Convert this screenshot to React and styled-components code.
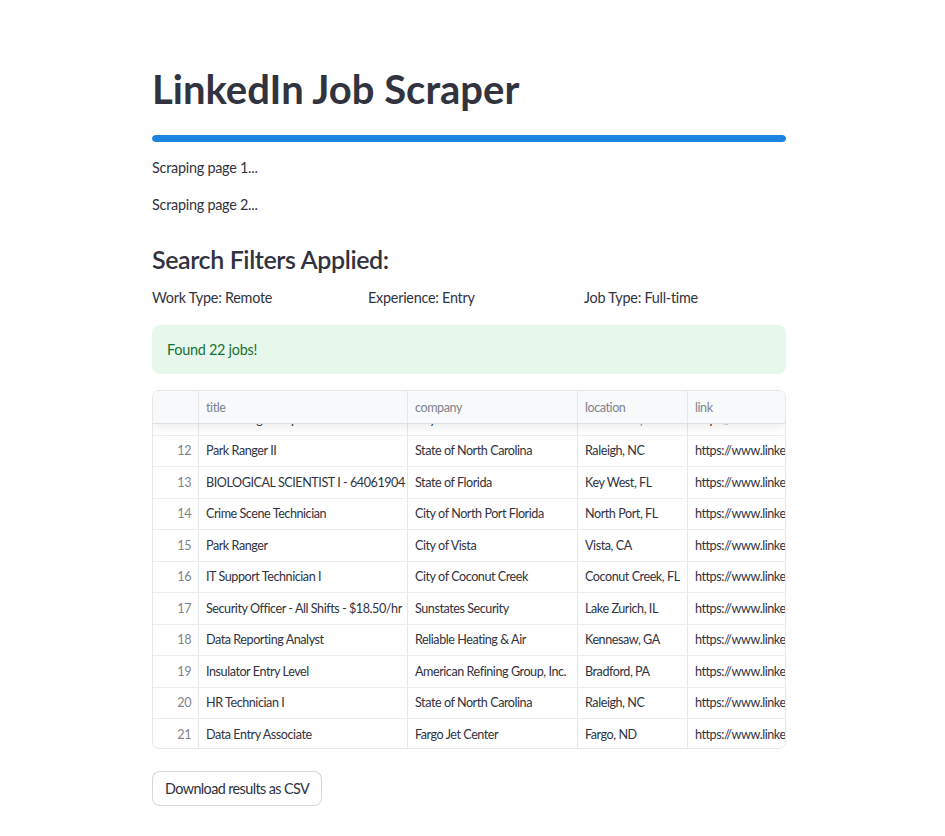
import React from "react";
import styled, { createGlobalStyle } from "styled-components";

const GlobalStyle = createGlobalStyle`
  html, body { margin: 0; padding: 0; background: #ffffff; }
  body {
    font-family: "Lato", "Noto Sans", sans-serif;
    color: rgb(49, 51, 63);
    -webkit-font-smoothing: antialiased;
  }
`;

const Main = styled.main`
  width: 634px;
  margin: 0 0 0 152px;
  padding: 65px 0 30px;
  display: flex;
  flex-direction: column;
`;

const Title = styled.h1`
  margin: 0;
  font-size: 40px;
  line-height: 48px;
  font-weight: 700;
  letter-spacing: 0px;
  color: rgb(49, 51, 63);
`;

const ProgressTrack = styled.div`
  margin-top: 22px;
  height: 7px;
  border-radius: 4px;
  background: rgb(240, 242, 246);
  overflow: hidden;
`;

const ProgressFill = styled.div`
  height: 100%;
  border-radius: 4px;
  background: rgb(28, 131, 225);
`;

const Paragraph = styled.p`
  margin: ${(p) => p.$mt || 0}px 0 0;
  font-size: 14.4px;
  line-height: 24px;
  letter-spacing: -0.25px;
`;

const Subheader = styled.h3`
  margin: 26px 0 0;
  font-size: 25px;
  line-height: 32px;
  font-weight: 600;
  letter-spacing: -0.4px;
`;

const FilterRow = styled.div`
  margin-top: 11px;
  display: grid;
  grid-template-columns: repeat(3, 1fr);
  column-gap: 14px;
  font-size: 14.4px;
  line-height: 24px;
  letter-spacing: -0.25px;
`;

const SuccessBox = styled.div`
  margin-top: 15px;
  height: 49px;
  box-sizing: border-box;
  padding: 0 15px;
  display: flex;
  align-items: center;
  border-radius: 8px;
  background: rgb(232, 247, 236);
  color: rgb(23, 114, 51);
  font-size: 14.4px;
  letter-spacing: -0.25px;
`;

const Table = styled.div`
  margin-top: 16px;
  height: 359px;
  box-sizing: border-box;
  border: 1px solid rgb(230, 231, 234);
  border-radius: 7px;
  overflow: hidden;
  display: flex;
  flex-direction: column;
  font-size: 12.6px;
  letter-spacing: -0.45px;
`;

const cols = "45px 209px 170px 110px 160px";

const HeaderRow = styled.div`
  position: relative;
  z-index: 1;
  display: grid;
  grid-template-columns: ${cols};
  height: 32px;
  flex: none;
  background: rgb(248, 249, 251);
  border-bottom: 1px solid rgb(222, 224, 228);
  box-shadow: 0 3px 10px rgba(0, 0, 0, 0.08);
`;

const HeaderCell = styled.div`
  display: flex;
  align-items: center;
  padding: 0 7px;
  color: rgb(128, 131, 141);
  border-left: ${(p) => (p.$first ? "none" : "1px solid rgb(230, 231, 234)")};
  white-space: nowrap;
  overflow: hidden;
`;

const Body = styled.div`
  flex: 1;
  overflow: hidden;
`;

const Row = styled.div`
  display: grid;
  grid-template-columns: ${cols};
  height: 31.5px;
  box-sizing: border-box;
  border-bottom: 1px solid rgb(236, 237, 240);
  margin-top: ${(p) => p.$offset || 0}px;
`;

const Cell = styled.div`
  display: flex;
  align-items: center;
  justify-content: ${(p) => (p.$index ? "flex-end" : "flex-start")};
  padding: 0 7px;
  color: ${(p) => (p.$index ? "rgb(128, 131, 141)" : "rgb(49, 51, 63)")};
  border-left: ${(p) => (p.$index ? "none" : "1px solid rgb(230, 231, 234)")};
  white-space: nowrap;
  overflow: hidden;
`;

const DownloadButton = styled.button`
  margin-top: 22px;
  align-self: flex-start;
  height: 35px;
  padding: 0 12px;
  border: 1px solid rgba(49, 51, 63, 0.2);
  border-radius: 8px;
  background: #ffffff;
  color: rgb(49, 51, 63);
  font-family: inherit;
  font-size: 14.4px;
  letter-spacing: -0.6px;
  cursor: pointer;
`;

const LINK = "https://www.linkedin.com/jobs/view/";

const rows = [
  [11, "Youth Program Specialist", "City of Gainesville", "Gainesville, FL"],
  [12, "Park Ranger II", "State of North Carolina", "Raleigh, NC"],
  [13, "BIOLOGICAL SCIENTIST I - 64061904", "State of Florida", "Key West, FL"],
  [14, "Crime Scene Technician", "City of North Port Florida", "North Port, FL"],
  [15, "Park Ranger", "City of Vista", "Vista, CA"],
  [16, "IT Support Technician I", "City of Coconut Creek", "Coconut Creek, FL"],
  [17, "Security Officer - All Shifts - $18.50/hr", "Sunstates Security", "Lake Zurich, IL"],
  [18, "Data Reporting Analyst", "Reliable Heating & Air", "Kennesaw, GA"],
  [19, "Insulator Entry Level", "American Refining Group, Inc.", "Bradford, PA"],
  [20, "HR Technician I", "State of North Carolina", "Raleigh, NC"],
  [21, "Data Entry Associate", "Fargo Jet Center", "Fargo, ND"],
];

export default function App() {
  return (
    <>
      <GlobalStyle />
      <Main>
        <Title>LinkedIn Job Scraper</Title>
        <ProgressTrack>
          <ProgressFill style={{ width: "100%" }} />
        </ProgressTrack>
        <Paragraph $mt={14}>Scraping page 1...</Paragraph>
        <Paragraph $mt={13}>Scraping page 2...</Paragraph>
        <Subheader>Search Filters Applied:</Subheader>
        <FilterRow>
          <div>Work Type: Remote</div>
          <div>Experience: Entry</div>
          <div>Job Type: Full-time</div>
        </FilterRow>
        <SuccessBox>Found 22 jobs!</SuccessBox>
        <Table>
          <HeaderRow>
            <HeaderCell $first />
            <HeaderCell>title</HeaderCell>
            <HeaderCell>company</HeaderCell>
            <HeaderCell>location</HeaderCell>
            <HeaderCell>link</HeaderCell>
          </HeaderRow>
          <Body>
            {rows.map(([i, t, c, l], k) => (
              <Row key={i} $offset={k === 0 ? -20 : 0}>
                <Cell $index>{i}</Cell>
                <Cell>{t}</Cell>
                <Cell>{c}</Cell>
                <Cell>{l}</Cell>
                <Cell>{LINK + (4000000000 + i * 1731)}</Cell>
              </Row>
            ))}
          </Body>
        </Table>
        <DownloadButton>Download results as CSV</DownloadButton>
      </Main>
    </>
  );
}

◇ ◇ ◇ ◇

_Exercise instructions_
Set every line down exactly as written, leaving each picture out.

_Task result_
Convert this screenshot to React and styled-components code.
import React from "react";
import styled, { createGlobalStyle } from "styled-components";

const GlobalStyle = createGlobalStyle`
  html, body { margin: 0; padding: 0; background: #ffffff; }
  body {
    font-family: "Lato", "Noto Sans", sans-serif;
    color: rgb(49, 51, 63);
    -webkit-font-smoothing: antialiased;
  }
`;

const Main = styled.main`
  width: 634px;
  margin: 0 0 0 152px;
  padding: 65px 0 30px;
  display: flex;
  flex-direction: column;
`;

const Title = styled.h1`
  margin: 0;
  font-size: 40px;
  line-height: 48px;
  font-weight: 700;
  letter-spacing: 0px;
  color: rgb(49, 51, 63);
`;

const ProgressTrack = styled.div`
  margin-top: 22px;
  height: 7px;
  border-radius: 4px;
  background: rgb(240, 242, 246);
  overflow: hidden;
`;

const ProgressFill = styled.div`
  height: 100%;
  border-radius: 4px;
  background: rgb(28, 131, 225);
`;

const Paragraph = styled.p`
  margin: ${(p) => p.$mt || 0}px 0 0;
  font-size: 14.4px;
  line-height: 24px;
  letter-spacing: -0.25px;
`;

const Subheader = styled.h3`
  margin: 26px 0 0;
  font-size: 25px;
  line-height: 32px;
  font-weight: 600;
  letter-spacing: -0.4px;
`;

const FilterRow = styled.div`
  margin-top: 11px;
  display: grid;
  grid-template-columns: repeat(3, 1fr);
  column-gap: 14px;
  font-size: 14.4px;
  line-height: 24px;
  letter-spacing: -0.25px;
`;

const SuccessBox = styled.div`
  margin-top: 15px;
  height: 49px;
  box-sizing: border-box;
  padding: 0 15px;
  display: flex;
  align-items: center;
  border-radius: 8px;
  background: rgb(232, 247, 236);
  color: rgb(23, 114, 51);
  font-size: 14.4px;
  letter-spacing: -0.25px;
`;

const Table = styled.div`
  margin-top: 16px;
  height: 359px;
  box-sizing: border-box;
  border: 1px solid rgb(230, 231, 234);
  border-radius: 7px;
  overflow: hidden;
  display: flex;
  flex-direction: column;
  font-size: 12.6px;
  letter-spacing: -0.45px;
`;

const cols = "45px 209px 170px 110px 160px";

const HeaderRow = styled.div`
  position: relative;
  z-index: 1;
  display: grid;
  grid-template-columns: ${cols};
  height: 32px;
  flex: none;
  background: rgb(248, 249, 251);
  border-bottom: 1px solid rgb(222, 224, 228);
  box-shadow: 0 3px 10px rgba(0, 0, 0, 0.08);
`;

const HeaderCell = styled.div`
  display: flex;
  align-items: center;
  padding: 0 7px;
  color: rgb(128, 131, 141);
  border-left: ${(p) => (p.$first ? "none" : "1px solid rgb(230, 231, 234)")};
  white-space: nowrap;
  overflow: hidden;
`;

const Body = styled.div`
  flex: 1;
  overflow: hidden;
`;

const Row = styled.div`
  display: grid;
  grid-template-columns: ${cols};
  height: 31.5px;
  box-sizing: border-box;
  border-bottom: 1px solid rgb(236, 237, 240);
  margin-top: ${(p) => p.$offset || 0}px;
`;

const Cell = styled.div`
  display: flex;
  align-items: center;
  justify-content: ${(p) => (p.$index ? "flex-end" : "flex-start")};
  padding: 0 7px;
  color: ${(p) => (p.$index ? "rgb(128, 131, 141)" : "rgb(49, 51, 63)")};
  border-left: ${(p) => (p.$index ? "none" : "1px solid rgb(230, 231, 234)")};
  white-space: nowrap;
  overflow: hidden;
`;

const DownloadButton = styled.button`
  margin-top: 22px;
  align-self: flex-start;
  height: 35px;
  padding: 0 12px;
  border: 1px solid rgba(49, 51, 63, 0.2);
  border-radius: 8px;
  background: #ffffff;
  color: rgb(49, 51, 63);
  font-family: inherit;
  font-size: 14.4px;
  letter-spacing: -0.6px;
  cursor: pointer;
`;

const LINK = "https://www.linkedin.com/jobs/view/";

const rows = [
  [11, "Youth Program Specialist", "City of Gainesville", "Gainesville, FL"],
  [12, "Park Ranger II", "State of North Carolina", "Raleigh, NC"],
  [13, "BIOLOGICAL SCIENTIST I - 64061904", "State of Florida", "Key West, FL"],
  [14, "Crime Scene Technician", "City of North Port Florida", "North Port, FL"],
  [15, "Park Ranger", "City of Vista", "Vista, CA"],
  [16, "IT Support Technician I", "City of Coconut Creek", "Coconut Creek, FL"],
  [17, "Security Officer - All Shifts - $18.50/hr", "Sunstates Security", "Lake Zurich, IL"],
  [18, "Data Reporting Analyst", "Reliable Heating & Air", "Kennesaw, GA"],
  [19, "Insulator Entry Level", "American Refining Group, Inc.", "Bradford, PA"],
  [20, "HR Technician I", "State of North Carolina", "Raleigh, NC"],
  [21, "Data Entry Associate", "Fargo Jet Center", "Fargo, ND"],
];

export default function App() {
  return (
    <>
      <GlobalStyle />
      <Main>
        <Title>LinkedIn Job Scraper</Title>
        <ProgressTrack>
          <ProgressFill style={{ width: "100%" }} />
        </ProgressTrack>
        <Paragraph $mt={14}>Scraping page 1...</Paragraph>
        <Paragraph $mt={13}>Scraping page 2...</Paragraph>
        <Subheader>Search Filters Applied:</Subheader>
        <FilterRow>
          <div>Work Type: Remote</div>
          <div>Experience: Entry</div>
          <div>Job Type: Full-time</div>
        </FilterRow>
        <SuccessBox>Found 22 jobs!</SuccessBox>
        <Table>
          <HeaderRow>
            <HeaderCell $first />
            <HeaderCell>title</HeaderCell>
            <HeaderCell>company</HeaderCell>
            <HeaderCell>location</HeaderCell>
            <HeaderCell>link</HeaderCell>
          </HeaderRow>
          <Body>
            {rows.map(([i, t, c, l], k) => (
              <Row key={i} $offset={k === 0 ? -20 : 0}>
                <Cell $index>{i}</Cell>
                <Cell>{t}</Cell>
                <Cell>{c}</Cell>
                <Cell>{l}</Cell>
                <Cell>{LINK + (4000000000 + i * 1731)}</Cell>
              </Row>
            ))}
          </Body>
        </Table>
        <DownloadButton>Download results as CSV</DownloadButton>
      </Main>
    </>
  );
}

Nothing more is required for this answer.